Speakers discuss the commune elections at a press conference held in the ‘Situation Room’ earlier this month in Phnom Penh.
Speakers discuss the commune elections at a press conference held in the ‘Situation Room’ earlier this month in Phnom Penh. Pha Lina

Government probing ‘Situation Room’

Ministry of Interior (MoI) officials confirmed yesterday that the coalition of NGOs dubbed the “Situation Room” is under investigation for not properly registering with the ministry prior to its election monitoring activities during the recently concluded commune election cycle.

The ministry first hinted at the possibility of an investigation just before the June 4 election, with Prime Minister Hun Sen directly ordering that it go forward during a speech on Wednesday.

“I’m waiting for the report,” said ministry spokesman Khieu Sopheak, explaining that Secretary of State Pol Lim was currently putting the report together.

“I have no idea,” Sopheak said when asked if any of the organisations within the Situation Room were not properly registered.

Lim said he could not yet speak about the results of the investigation.

“We cannot release it yet as we are checking it now,” he said.

Both Lim and Sopheak said they did not know when the report would be made public.

The organisations that make up the Situation Room have protested the very notion of an investigation, claiming they are not one group, but rather a forum for sharing ideas.

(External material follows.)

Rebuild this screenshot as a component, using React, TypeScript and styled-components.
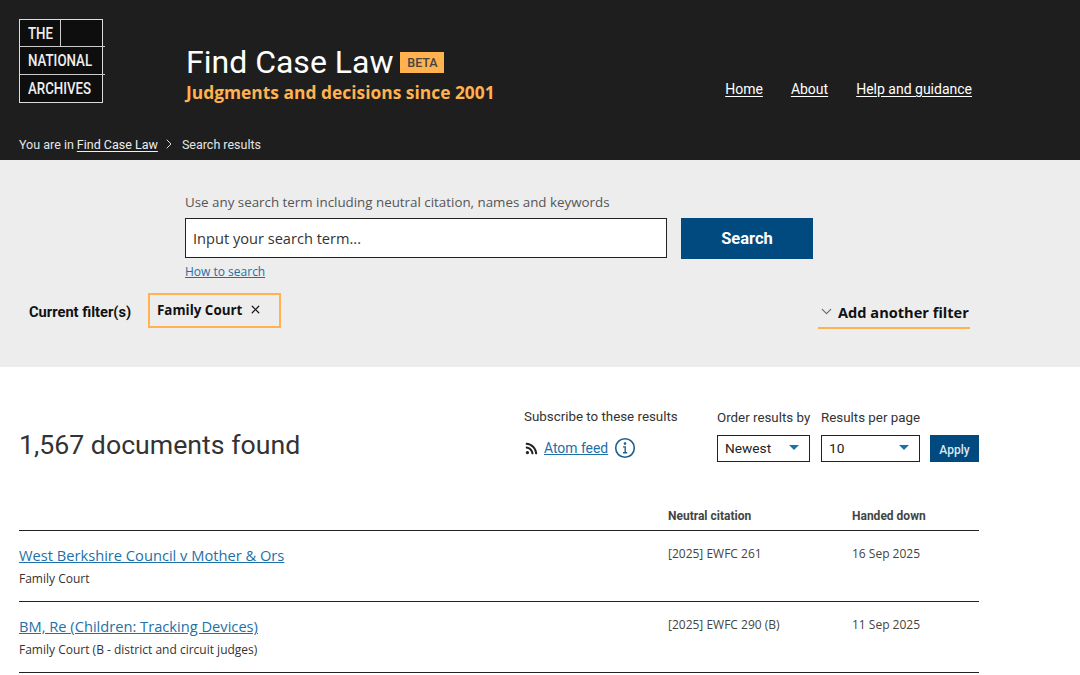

The coalition is made up of election monitor groups like Comfrel and Nicfec, as well as prominent human rights groups like Licadho, Adhoc and the Cambodian Center for Human Rights (CCHR).

“It is not a formal organisation but rather a collaborative effort and the result of ongoing dialogue and cooperation of about 40 Cambodian associations and civil society organisations” read a joint statement from Comfrel and Nicfec released on Wednesday.

Sam Kuntheamy, president of Nicfec, said his organisation has not yet been contacted, and insisted that all coalition members were properly registered.

“We formed a group for a short period, just before the election, so we did not need to register,” Kuntheamy said.

Naly Pilorge, deputy director of policy at Licadho, also said her group has not been contacted by officials, but is under surveillance.

“We are not even sure what or who MoI intends to investigate but we are ready to meet MoI or any other ministry to clarify,” she said.

“We have noticed surveillance stationed close to our Phnom Penh office and surveillance at the office of another key member of the Situation Room,” Naly added, saying this is a “common tactic used over the years to intimidate and monitor CSOs”.

CCHR President Chak Sopheap said the pressure on civil society is likely an attempt to curb effective monitoring of next year’s national election.

“There is no requirement for such informal networks to be registered . . . The right to freedom of association, guaranteed under the Cambodian Constitution and international law, encompasses the right of organisations to come together for a shared, peaceful purpose,” she added.